Motivo, questo, giudicato fondato dagli Ermellini, dopo aver richiamato gli indubbi effetti che la novella del 2022 ha determinato sulla disciplina della causa di non punibilità di cui all'art. 131-bis c.p.
Particolare tenuità del fatto: da valutare anche la condotta susseguente al reato
La previgente formulazione della norma - ha ricordato la Corte - escludeva la condotta susseguente al reato dal novero degli elementi da apprezzare per valutare la misura dell'offesa che, ciò posto, andava considerata nel momento di consumazione del reato.
Per effetto della modifica del 2022, invece, la condotta post factum è uno - anche se non l'unico, né il principale - degli elementi che il giudice è chiamato ad apprezzare nella valutazione dell'offesa.
Del resto, dalla Relazione illustrativa al D. Lgs. n. 150/2022, il legislatore delegato ha volutamente utilizzato un'espressione ampia e scarsamente selettiva, allo scopo di non limitare la discrezionalità del giudice.
Di conseguenza, il giudice potrà valutare una vasta gamma di condotte definite solo dal punto di vista cronologico e temporale, dovendo essere "susseguenti" al reato ed in grado di incidere sulla misura dell'offesa.
Discorso, questo, valevole non solo nel caso in cui le condotte susseguenti riducano il grado dell'offesa ma anche, e specularmente, quando delle condotte aggravino la lesione del bene protetto.
Così, anche se le condotte post delictum non potranno, di per sé, rendere di particolare tenuità un'offesa che tale non era al momento della commissione del fatto, le stesse potranno essere valorizzate nel complessivo giudizio sulla misura dell'offesa.
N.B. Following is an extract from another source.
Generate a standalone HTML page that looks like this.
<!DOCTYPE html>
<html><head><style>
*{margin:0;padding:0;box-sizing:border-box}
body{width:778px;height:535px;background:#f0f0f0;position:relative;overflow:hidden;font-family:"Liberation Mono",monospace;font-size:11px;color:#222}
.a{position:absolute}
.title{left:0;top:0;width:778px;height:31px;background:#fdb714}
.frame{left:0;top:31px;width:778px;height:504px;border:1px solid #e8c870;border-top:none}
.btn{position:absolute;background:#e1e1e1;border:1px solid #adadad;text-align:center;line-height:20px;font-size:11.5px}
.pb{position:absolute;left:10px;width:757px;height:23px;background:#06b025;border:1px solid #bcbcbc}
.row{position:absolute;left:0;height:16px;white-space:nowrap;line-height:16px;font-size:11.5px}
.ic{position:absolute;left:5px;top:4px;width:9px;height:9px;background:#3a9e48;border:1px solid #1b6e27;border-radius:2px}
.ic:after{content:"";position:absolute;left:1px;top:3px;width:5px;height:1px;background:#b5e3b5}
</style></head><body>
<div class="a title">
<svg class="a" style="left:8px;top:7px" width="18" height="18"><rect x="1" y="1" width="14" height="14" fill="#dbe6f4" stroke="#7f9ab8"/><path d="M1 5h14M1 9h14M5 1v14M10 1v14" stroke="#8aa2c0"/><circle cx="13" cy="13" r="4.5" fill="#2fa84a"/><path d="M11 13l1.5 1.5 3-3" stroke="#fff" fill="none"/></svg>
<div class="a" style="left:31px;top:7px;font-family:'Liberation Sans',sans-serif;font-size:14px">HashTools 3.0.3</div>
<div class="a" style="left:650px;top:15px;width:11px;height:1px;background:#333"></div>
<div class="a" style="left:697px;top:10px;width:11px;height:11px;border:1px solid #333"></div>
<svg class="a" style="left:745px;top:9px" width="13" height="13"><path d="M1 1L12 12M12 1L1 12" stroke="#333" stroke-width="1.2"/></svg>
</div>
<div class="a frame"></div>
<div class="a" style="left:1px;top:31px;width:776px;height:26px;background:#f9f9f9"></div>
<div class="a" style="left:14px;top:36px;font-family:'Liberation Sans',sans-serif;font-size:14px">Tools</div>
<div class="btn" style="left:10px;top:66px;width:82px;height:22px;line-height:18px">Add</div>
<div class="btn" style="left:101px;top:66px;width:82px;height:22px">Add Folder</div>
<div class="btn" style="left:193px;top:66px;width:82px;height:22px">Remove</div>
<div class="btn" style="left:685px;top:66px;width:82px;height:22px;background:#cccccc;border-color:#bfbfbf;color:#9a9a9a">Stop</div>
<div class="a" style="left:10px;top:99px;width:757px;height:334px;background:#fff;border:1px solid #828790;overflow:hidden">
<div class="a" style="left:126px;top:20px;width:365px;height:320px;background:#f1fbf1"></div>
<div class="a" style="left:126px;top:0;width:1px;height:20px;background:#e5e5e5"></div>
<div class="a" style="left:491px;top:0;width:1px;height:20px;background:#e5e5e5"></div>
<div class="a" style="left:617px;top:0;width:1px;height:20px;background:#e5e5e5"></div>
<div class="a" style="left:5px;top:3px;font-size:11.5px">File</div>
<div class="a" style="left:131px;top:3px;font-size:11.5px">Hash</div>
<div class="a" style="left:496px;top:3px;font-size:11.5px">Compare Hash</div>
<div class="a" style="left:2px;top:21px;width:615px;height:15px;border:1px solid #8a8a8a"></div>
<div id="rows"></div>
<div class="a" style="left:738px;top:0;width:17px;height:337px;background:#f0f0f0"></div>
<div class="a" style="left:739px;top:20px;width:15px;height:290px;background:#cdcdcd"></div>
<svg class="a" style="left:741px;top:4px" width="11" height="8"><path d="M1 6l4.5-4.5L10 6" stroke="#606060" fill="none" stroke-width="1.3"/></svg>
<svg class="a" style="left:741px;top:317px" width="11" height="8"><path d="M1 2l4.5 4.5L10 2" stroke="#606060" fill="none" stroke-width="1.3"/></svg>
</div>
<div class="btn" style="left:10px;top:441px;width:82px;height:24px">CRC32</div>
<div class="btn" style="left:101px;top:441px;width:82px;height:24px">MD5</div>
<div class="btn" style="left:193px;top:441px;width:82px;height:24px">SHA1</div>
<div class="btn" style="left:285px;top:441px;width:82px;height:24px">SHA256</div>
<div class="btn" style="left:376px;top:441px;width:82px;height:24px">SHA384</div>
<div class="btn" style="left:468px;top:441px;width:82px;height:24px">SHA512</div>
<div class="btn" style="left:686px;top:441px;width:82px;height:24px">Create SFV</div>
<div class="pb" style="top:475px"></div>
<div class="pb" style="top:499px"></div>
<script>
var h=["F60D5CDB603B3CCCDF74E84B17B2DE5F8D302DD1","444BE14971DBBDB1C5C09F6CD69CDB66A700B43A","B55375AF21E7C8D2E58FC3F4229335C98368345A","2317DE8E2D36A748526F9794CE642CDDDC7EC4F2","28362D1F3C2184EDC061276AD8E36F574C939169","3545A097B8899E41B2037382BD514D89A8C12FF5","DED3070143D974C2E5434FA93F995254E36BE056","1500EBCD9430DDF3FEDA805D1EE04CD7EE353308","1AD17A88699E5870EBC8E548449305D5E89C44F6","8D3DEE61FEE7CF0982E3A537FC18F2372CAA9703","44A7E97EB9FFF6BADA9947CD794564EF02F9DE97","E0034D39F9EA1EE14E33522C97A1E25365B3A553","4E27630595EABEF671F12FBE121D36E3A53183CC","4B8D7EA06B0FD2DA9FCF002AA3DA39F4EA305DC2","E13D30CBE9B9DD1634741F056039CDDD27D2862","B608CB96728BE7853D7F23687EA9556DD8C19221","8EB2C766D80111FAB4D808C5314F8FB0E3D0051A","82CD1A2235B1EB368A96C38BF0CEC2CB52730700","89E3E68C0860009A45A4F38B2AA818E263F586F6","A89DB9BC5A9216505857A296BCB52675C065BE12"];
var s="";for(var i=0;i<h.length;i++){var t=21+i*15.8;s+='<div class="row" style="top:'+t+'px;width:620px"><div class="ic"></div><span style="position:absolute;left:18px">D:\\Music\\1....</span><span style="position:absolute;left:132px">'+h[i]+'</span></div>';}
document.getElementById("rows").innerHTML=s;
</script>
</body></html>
Nel caso esaminato, la condotta susseguente al reato - che se intervenuta "prima della dichiarazione di apertura del dibattimento di primo grado", avrebbe certamente consentito l'applicabilità dell'altra speciale causa di non punibilità prevista dall'art. 13, comma 1, D. Lgs. n. 74/2000 - aveva sostanzialmente neutralizzato la gravità dell'offesa provocata all'Erario.
Con il proprio comportamento, infatti, gli imputati avevano dimostrato la volontà di saldare il proprio debito con il Fisco, provvedendo tempestivamente ad onorare il piano rateale concordato.
Il successivo versamento rateale del debito tributario, tuttavia, non era stato valutato come condotta susseguente al reato nei termini richiesti dalla nuova previsione.
La necessità, invece, di dover apprezzare tale condotta alla luce dell'intervenuta novella avrebbe imposto l'annullamento della sentenza con rinvio al giudice d'appello per una rinnovata valutazione del fatto.
Nel caso in esame, tuttavia, assumeva valenza assorbente la circostanza che il termine di prescrizione del reato era maturato prima dela pronuncia d'appello, con la conseguenza della doverosa adozione di una declaratoria di annullamento della sentenza impugnata atteso che il reato era estinto per prescrizione.